Economy

Africa faces infrastructure financing gap of $108bn annually — Adesina

The African Development Bank (AfDB), says that Africa is currently facing an infrastructure financing gap of between $68 billion to $108 billion annually.

According to the Bank, this is in spite of collective efforts to close the margin.

The Bank said this in a statement obtained from its website by the News Agency of Nigeria (NAN) on Friday.

The statement said that the President of the AfDB Group, Dr Akinwumi Adesina, said this when the Secretary of the United States Treasury, Janet Yellen hosted G-7 ministers and heads of multilateral development banks.

Adesina said the Bank, which was the premier financier of infrastructure in Africa, had committed more than 44 billion dollars to infrastructure across the continent in the last six years.

“The 44 billion dollars was channelled toward developing critical areas like transportation, energy, water, and sanitation on the continent.

“I propose eight solutions to bridge Africa’s infrastructure finance gap, which includes project preparation and mobilising institutional investors.

“Other solutions are improving public financing for infrastructure, mobilising financing for green infrastructure, attracting the private sector, and dealing with risks, among others,’’ he said.

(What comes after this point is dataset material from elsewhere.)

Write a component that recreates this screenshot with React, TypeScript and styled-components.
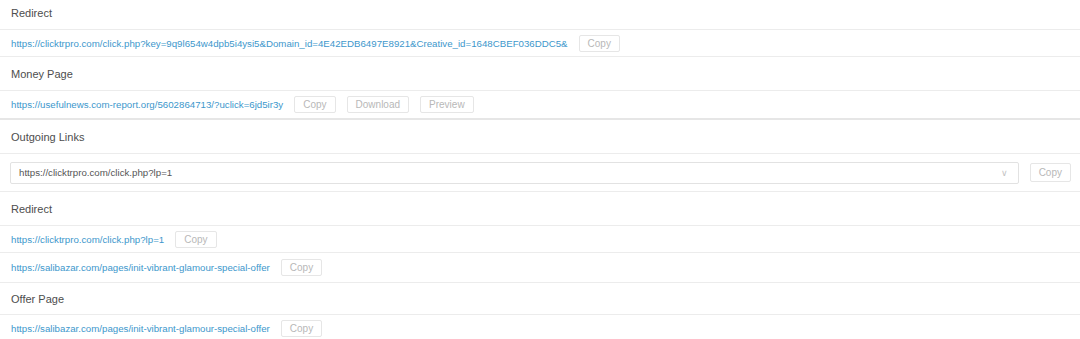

The AfDB chief noted that institutional investors including pension funds, Sovereign Wealth Funds, and insurance companies held enough resources to scale up infrastructure financing from billions to trillions of dollars.

Adesina said that collectively, the institutions with commercial banks held 103 trillion dollars of assets under management.

“This pool of capital is so vast that what is needed is only 0.03 per cent or up to 0.04 per cent to bridge the infrastructure financing gap for Africa.

“Multilateral development banks should take early-stage investment risks in the project development phase,” he said.

He called on governments to focus more on attracting the private sector to infrastructure financing.

According to him, governments must improve the policy, legal, and regulatory environment to support Public Private Partnership (PPP) investments in infrastructure.

He said the Bank’s board had also approved a new PPP framework for financing infrastructure.